■ What you have to do:
Only lines with the word "index" are needed; collect each of them from the listing below.

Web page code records
☆ ☆ ☆
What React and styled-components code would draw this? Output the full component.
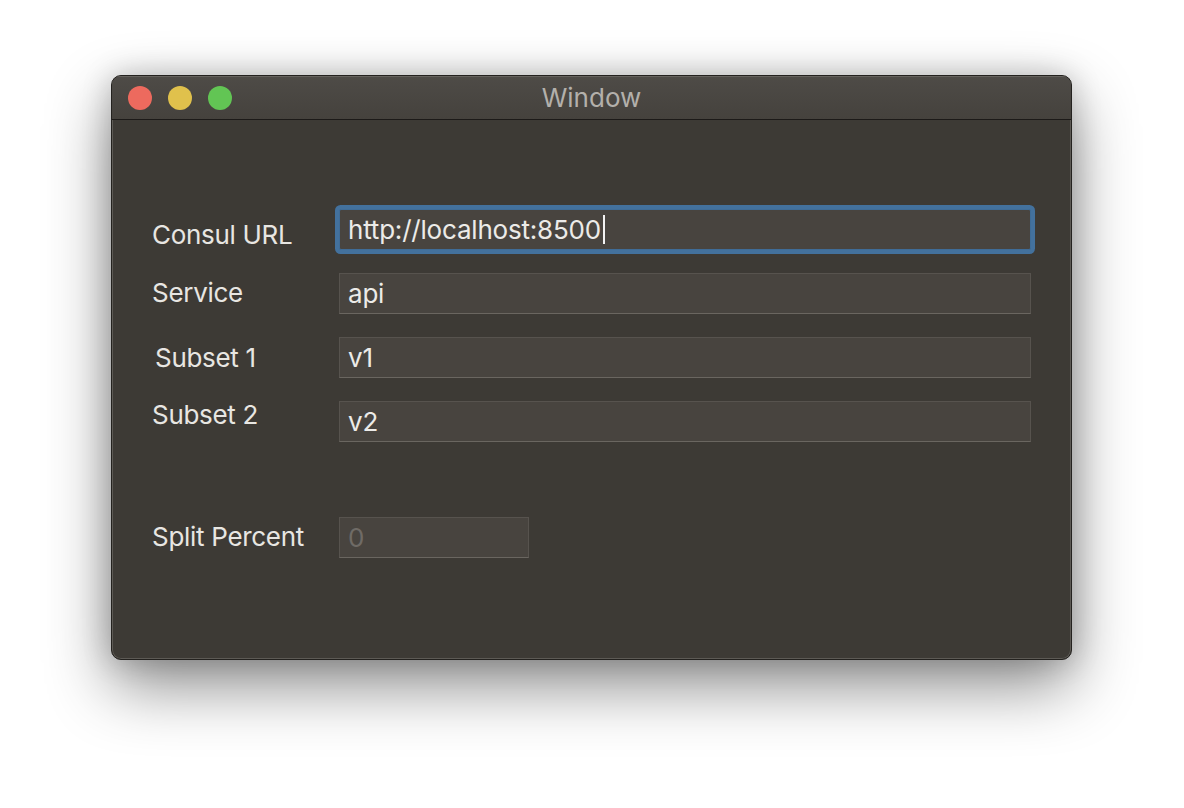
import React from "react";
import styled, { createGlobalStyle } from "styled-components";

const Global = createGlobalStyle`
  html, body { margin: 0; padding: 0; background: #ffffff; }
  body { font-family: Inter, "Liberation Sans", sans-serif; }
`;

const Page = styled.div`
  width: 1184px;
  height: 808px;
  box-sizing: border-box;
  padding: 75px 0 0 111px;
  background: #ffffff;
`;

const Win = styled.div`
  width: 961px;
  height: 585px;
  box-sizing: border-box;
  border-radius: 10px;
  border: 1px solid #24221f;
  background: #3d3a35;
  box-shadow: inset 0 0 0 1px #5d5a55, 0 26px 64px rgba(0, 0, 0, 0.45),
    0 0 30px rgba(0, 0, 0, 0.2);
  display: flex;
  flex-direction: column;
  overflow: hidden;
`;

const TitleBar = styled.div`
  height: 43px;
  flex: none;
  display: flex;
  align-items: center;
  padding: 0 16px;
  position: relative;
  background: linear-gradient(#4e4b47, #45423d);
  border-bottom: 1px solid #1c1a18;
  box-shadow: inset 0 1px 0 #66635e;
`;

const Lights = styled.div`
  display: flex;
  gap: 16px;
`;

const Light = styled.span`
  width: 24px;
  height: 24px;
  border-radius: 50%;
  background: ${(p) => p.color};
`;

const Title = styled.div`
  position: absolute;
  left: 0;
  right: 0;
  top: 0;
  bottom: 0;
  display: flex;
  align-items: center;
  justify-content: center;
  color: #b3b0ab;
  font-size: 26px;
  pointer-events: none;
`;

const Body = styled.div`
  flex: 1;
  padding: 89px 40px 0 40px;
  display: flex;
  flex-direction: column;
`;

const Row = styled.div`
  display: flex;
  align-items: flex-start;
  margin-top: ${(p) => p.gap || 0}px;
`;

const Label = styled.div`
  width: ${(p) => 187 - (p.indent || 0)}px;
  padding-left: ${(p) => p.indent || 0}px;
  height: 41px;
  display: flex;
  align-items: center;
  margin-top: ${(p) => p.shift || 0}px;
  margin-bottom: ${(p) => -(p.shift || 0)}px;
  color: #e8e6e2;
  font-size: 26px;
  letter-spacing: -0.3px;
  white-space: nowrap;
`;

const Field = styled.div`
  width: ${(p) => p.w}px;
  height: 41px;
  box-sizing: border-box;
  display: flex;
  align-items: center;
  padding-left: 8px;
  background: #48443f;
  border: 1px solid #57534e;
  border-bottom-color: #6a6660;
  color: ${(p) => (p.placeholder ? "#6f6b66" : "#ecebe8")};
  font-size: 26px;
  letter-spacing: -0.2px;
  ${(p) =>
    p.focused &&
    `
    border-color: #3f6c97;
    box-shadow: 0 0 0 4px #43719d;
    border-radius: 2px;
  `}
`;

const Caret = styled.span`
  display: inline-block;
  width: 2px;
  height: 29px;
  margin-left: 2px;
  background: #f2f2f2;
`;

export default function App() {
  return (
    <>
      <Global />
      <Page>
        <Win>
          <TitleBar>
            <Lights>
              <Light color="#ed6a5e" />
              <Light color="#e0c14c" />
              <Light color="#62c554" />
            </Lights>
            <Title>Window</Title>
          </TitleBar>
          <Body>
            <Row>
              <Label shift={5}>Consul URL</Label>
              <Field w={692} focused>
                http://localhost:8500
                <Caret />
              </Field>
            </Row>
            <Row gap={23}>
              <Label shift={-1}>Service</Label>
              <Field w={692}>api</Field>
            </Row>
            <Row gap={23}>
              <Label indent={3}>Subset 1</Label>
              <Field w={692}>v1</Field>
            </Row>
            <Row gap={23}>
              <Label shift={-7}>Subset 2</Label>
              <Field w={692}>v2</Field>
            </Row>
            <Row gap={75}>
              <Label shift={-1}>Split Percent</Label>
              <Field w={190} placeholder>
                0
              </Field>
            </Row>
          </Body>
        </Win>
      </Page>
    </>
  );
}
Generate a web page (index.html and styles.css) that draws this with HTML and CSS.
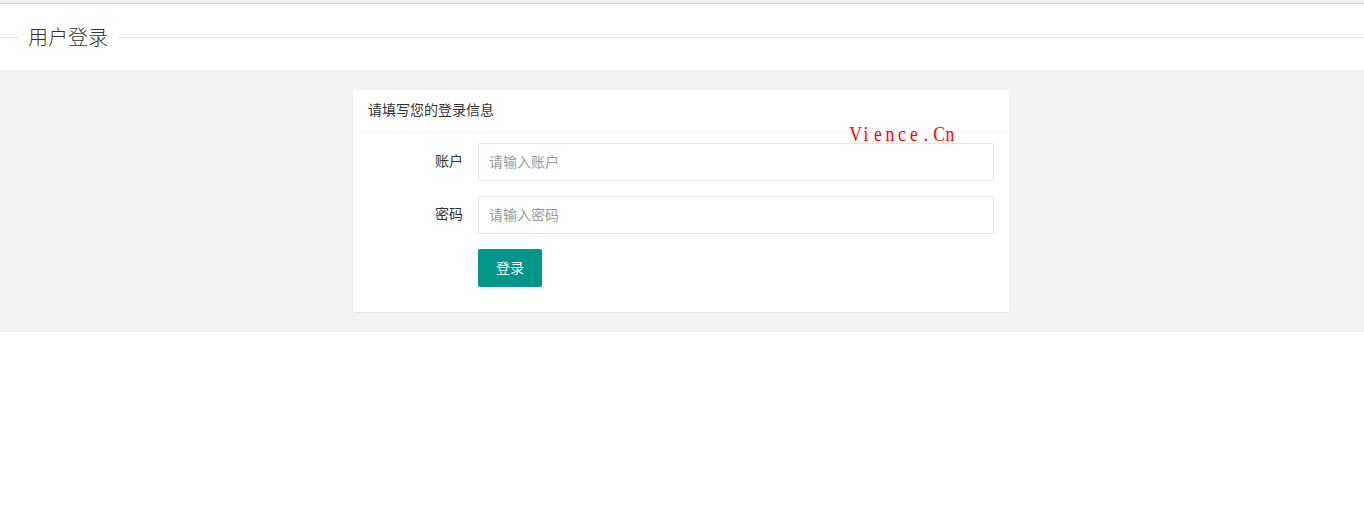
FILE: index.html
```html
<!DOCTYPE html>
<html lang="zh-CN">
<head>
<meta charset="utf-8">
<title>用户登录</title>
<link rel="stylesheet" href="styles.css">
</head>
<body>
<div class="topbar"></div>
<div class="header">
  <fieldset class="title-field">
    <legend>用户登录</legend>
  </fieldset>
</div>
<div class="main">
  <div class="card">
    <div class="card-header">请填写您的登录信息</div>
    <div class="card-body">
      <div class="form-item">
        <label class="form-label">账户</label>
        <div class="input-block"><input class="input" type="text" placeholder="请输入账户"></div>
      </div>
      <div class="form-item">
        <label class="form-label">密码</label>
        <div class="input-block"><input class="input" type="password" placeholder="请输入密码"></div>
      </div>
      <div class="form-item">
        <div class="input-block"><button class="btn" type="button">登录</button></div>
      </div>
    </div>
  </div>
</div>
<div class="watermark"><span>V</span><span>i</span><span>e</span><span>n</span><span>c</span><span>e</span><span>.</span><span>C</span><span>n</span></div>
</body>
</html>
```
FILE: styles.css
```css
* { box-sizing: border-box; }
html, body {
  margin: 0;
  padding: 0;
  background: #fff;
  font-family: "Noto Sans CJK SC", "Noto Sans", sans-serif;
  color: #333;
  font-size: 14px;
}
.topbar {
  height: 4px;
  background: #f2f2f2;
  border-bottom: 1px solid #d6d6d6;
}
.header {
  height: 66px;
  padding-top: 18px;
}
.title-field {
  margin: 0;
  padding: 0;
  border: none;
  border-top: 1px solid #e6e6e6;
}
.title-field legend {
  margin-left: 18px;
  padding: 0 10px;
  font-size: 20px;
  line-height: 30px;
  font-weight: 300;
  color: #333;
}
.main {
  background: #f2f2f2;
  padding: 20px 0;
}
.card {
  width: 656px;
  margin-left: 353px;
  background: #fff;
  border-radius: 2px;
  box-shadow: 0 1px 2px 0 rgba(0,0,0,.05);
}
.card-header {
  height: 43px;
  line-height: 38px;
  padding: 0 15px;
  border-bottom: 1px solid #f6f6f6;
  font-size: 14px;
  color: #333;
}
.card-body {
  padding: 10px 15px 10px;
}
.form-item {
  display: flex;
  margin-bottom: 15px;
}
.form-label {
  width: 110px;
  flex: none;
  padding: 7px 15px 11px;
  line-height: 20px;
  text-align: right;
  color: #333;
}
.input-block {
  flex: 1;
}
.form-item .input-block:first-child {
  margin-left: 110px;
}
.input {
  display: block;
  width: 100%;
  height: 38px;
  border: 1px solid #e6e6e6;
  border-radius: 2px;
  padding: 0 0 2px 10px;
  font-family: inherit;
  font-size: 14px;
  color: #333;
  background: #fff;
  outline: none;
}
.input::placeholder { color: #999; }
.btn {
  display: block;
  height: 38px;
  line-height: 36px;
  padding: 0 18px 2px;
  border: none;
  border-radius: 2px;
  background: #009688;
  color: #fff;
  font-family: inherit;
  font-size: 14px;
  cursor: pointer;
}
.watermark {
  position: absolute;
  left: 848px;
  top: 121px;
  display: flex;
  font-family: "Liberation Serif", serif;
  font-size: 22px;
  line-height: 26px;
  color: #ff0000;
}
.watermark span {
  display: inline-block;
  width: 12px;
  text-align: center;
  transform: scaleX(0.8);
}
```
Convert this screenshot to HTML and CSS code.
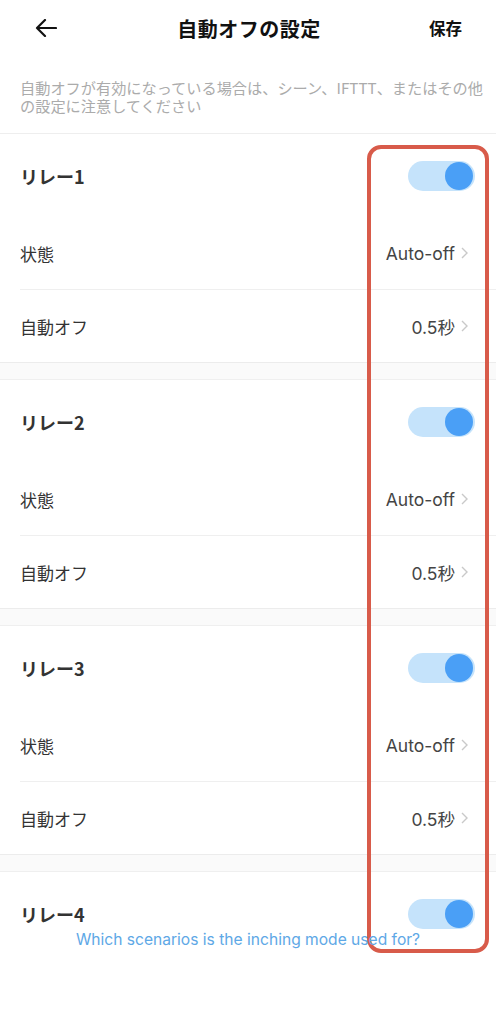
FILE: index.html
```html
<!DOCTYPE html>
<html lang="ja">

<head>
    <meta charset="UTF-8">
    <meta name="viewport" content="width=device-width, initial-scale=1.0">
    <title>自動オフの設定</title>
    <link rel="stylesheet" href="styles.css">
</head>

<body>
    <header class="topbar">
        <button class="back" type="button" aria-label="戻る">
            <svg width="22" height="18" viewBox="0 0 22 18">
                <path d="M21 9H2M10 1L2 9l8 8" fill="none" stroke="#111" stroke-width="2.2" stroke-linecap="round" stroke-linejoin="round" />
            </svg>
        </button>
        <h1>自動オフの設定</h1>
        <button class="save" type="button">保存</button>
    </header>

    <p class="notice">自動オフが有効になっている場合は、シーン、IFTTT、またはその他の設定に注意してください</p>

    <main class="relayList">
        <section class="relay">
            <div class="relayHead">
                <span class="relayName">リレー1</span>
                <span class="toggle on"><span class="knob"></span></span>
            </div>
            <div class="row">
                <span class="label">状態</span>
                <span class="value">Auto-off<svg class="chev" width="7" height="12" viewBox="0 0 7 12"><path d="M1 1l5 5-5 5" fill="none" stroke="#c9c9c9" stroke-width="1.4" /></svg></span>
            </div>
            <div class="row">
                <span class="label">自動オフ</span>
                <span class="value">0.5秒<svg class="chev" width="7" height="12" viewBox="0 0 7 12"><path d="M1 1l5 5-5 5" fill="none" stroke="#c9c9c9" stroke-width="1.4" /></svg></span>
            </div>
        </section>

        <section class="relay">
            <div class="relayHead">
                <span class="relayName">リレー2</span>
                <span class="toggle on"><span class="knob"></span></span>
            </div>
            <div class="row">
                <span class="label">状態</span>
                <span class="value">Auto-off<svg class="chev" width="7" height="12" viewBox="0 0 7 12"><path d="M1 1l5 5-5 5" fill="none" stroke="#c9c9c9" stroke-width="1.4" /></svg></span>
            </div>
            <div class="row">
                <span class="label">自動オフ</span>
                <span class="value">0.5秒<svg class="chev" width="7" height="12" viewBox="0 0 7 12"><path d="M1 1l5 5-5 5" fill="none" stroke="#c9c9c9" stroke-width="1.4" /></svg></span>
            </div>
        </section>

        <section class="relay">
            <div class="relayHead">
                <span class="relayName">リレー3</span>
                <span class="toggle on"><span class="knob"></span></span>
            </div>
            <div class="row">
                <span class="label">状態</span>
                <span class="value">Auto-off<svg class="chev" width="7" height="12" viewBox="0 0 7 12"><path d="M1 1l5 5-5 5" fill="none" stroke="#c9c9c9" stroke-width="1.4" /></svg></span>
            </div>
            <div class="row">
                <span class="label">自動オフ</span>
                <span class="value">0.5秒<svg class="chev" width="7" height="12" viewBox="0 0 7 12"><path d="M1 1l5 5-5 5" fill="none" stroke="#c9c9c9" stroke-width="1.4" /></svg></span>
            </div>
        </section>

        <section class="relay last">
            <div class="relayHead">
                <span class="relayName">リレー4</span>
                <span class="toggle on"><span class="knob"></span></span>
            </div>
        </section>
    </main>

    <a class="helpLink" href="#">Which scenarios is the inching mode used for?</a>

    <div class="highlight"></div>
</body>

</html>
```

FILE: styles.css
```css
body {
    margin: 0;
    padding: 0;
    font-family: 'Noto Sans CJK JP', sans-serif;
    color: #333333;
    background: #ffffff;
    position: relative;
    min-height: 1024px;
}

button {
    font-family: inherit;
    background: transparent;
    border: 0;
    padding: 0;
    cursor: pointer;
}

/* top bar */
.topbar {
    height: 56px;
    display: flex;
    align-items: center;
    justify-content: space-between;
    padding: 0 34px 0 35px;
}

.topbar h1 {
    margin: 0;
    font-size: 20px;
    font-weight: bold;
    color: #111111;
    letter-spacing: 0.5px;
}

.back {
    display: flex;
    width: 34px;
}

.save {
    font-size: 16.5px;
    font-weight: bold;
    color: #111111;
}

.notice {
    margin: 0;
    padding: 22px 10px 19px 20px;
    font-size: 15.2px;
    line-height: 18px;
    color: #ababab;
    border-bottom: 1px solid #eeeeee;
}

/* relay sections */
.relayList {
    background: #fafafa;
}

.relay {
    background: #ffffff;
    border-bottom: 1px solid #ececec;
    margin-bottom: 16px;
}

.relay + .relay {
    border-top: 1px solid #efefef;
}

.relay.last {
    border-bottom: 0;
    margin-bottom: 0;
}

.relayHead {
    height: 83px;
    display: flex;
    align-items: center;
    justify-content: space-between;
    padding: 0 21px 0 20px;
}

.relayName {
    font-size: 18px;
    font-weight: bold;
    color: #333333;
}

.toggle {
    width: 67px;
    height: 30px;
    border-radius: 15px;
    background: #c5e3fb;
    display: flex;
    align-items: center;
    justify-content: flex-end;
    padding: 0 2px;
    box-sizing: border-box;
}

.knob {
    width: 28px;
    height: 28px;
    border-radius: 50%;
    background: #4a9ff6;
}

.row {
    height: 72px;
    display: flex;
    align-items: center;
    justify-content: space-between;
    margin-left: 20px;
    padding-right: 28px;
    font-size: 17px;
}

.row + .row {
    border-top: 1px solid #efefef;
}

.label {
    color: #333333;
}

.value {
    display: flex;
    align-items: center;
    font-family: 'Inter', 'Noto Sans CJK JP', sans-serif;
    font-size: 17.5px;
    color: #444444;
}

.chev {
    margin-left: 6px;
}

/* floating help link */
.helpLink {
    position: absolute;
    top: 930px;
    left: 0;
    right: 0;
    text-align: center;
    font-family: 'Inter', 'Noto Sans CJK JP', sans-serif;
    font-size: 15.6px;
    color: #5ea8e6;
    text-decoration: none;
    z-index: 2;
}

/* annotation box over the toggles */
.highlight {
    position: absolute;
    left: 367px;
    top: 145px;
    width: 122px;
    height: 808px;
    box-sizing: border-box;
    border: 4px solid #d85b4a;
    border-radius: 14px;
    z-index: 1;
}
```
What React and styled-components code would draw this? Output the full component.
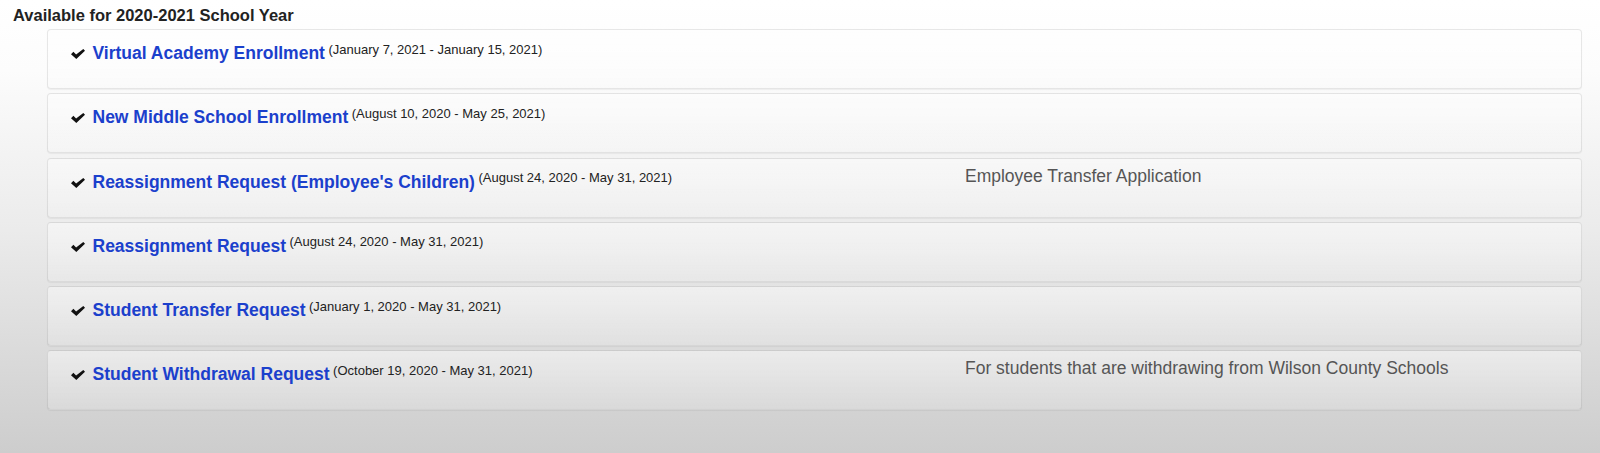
☆ ☆ ☆
■ Result of the task:
Generate a web page (index.html and styles.css) that draws this with HTML and CSS.
FILE: index.html
FILE: index.html
    z-index: 2;
    z-index: 1;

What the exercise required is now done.